_YOUR OBJECTIVE_.
Review the listing and copy each line that holds the word "React".
(begin)
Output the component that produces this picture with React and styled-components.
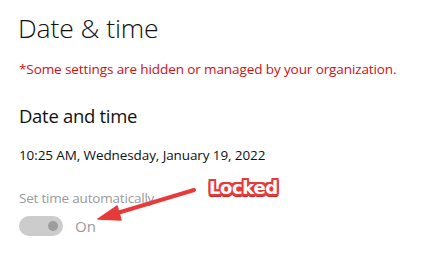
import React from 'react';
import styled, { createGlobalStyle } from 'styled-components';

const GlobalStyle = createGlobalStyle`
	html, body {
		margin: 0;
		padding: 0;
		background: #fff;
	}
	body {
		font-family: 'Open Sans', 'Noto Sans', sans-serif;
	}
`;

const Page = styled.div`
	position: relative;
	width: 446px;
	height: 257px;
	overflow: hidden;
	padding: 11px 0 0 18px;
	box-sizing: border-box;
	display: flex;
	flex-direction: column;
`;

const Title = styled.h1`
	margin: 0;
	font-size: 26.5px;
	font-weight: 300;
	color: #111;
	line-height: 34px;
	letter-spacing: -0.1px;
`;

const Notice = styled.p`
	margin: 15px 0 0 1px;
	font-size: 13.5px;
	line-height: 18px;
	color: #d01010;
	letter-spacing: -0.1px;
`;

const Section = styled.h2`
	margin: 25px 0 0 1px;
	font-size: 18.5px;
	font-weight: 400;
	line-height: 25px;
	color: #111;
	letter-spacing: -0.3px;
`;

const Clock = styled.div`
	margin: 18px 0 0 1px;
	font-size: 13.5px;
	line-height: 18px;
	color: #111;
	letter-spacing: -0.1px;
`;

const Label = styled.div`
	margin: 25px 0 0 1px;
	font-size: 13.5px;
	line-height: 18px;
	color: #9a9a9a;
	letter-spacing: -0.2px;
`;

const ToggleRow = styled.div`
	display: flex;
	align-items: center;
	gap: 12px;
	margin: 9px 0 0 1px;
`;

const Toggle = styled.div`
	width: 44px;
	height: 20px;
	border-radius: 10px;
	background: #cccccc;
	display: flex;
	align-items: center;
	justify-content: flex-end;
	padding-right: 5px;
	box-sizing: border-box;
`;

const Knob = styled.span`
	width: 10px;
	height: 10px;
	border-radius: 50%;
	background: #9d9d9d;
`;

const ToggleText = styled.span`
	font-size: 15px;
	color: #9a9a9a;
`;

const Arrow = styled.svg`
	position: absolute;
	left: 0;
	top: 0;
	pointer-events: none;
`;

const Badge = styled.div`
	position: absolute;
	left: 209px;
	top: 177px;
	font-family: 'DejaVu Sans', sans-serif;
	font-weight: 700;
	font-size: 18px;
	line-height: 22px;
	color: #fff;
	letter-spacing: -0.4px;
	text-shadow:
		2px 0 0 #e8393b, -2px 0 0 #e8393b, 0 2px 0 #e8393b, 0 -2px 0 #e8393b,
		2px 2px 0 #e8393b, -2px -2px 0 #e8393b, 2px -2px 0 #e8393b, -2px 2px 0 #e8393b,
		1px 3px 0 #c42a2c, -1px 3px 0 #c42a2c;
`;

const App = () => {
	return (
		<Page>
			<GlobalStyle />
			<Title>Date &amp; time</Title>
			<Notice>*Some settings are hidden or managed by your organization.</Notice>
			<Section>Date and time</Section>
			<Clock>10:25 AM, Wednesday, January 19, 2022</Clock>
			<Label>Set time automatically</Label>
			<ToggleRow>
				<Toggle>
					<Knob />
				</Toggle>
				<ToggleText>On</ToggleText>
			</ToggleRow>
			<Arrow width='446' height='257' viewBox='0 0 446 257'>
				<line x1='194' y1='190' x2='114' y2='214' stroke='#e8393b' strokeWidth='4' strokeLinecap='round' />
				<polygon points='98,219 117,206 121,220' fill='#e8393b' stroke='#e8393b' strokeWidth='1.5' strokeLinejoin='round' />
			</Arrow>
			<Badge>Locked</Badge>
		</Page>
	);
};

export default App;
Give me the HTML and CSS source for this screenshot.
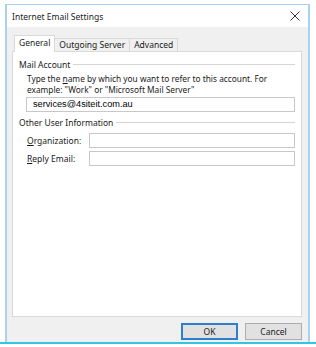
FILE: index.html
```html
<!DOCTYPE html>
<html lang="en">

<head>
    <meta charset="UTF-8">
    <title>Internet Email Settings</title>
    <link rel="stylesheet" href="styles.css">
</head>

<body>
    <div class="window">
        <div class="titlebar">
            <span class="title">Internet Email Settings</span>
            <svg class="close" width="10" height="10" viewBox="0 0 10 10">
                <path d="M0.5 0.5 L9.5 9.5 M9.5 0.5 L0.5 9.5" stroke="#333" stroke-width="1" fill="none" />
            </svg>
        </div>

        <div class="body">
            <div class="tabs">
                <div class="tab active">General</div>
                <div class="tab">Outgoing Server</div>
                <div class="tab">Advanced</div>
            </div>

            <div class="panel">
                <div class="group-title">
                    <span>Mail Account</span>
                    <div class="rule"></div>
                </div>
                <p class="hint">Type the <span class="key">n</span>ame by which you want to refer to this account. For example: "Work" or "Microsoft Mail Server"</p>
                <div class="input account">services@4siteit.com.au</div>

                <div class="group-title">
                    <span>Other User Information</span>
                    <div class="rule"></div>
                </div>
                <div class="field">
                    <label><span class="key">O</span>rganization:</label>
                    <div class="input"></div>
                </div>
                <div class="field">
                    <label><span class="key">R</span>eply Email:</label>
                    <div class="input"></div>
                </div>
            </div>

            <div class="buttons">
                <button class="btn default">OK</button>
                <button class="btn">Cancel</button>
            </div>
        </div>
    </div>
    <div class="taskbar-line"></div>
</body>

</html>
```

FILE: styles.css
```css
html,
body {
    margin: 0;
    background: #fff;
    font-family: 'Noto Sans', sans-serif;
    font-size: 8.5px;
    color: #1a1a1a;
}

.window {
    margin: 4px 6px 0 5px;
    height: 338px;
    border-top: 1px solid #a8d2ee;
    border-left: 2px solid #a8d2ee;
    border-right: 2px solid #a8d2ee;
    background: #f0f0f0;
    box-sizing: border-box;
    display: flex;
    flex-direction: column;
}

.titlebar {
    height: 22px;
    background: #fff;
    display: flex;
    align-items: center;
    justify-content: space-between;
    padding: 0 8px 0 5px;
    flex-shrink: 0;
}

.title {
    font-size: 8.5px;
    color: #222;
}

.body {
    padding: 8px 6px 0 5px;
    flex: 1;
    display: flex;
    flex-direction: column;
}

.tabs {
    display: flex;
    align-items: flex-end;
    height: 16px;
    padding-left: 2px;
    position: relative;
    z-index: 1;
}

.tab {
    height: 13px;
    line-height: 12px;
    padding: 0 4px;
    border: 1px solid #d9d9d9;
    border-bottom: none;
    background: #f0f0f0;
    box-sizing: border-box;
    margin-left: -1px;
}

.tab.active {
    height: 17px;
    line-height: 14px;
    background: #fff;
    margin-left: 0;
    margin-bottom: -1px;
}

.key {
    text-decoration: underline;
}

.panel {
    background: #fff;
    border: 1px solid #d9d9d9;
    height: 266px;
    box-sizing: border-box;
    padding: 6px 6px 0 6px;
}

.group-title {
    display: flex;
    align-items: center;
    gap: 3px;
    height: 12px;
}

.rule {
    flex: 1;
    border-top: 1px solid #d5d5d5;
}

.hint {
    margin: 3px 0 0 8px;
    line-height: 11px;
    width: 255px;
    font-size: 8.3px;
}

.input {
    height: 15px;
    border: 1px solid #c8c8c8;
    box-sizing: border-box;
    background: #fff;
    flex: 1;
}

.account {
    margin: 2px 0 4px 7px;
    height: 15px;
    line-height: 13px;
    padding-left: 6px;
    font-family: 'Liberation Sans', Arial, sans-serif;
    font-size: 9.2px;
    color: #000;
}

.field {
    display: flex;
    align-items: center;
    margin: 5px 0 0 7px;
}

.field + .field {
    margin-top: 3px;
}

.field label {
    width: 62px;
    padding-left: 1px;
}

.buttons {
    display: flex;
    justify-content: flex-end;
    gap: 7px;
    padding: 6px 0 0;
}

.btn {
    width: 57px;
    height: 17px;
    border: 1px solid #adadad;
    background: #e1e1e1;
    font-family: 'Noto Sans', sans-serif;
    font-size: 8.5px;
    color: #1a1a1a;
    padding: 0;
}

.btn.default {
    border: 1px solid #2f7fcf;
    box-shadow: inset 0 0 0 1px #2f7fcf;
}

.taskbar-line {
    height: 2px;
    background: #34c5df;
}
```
(end)
_EXERCISE SOLUTION_.
Output the component that produces this picture with React and styled-components.
import React from 'react';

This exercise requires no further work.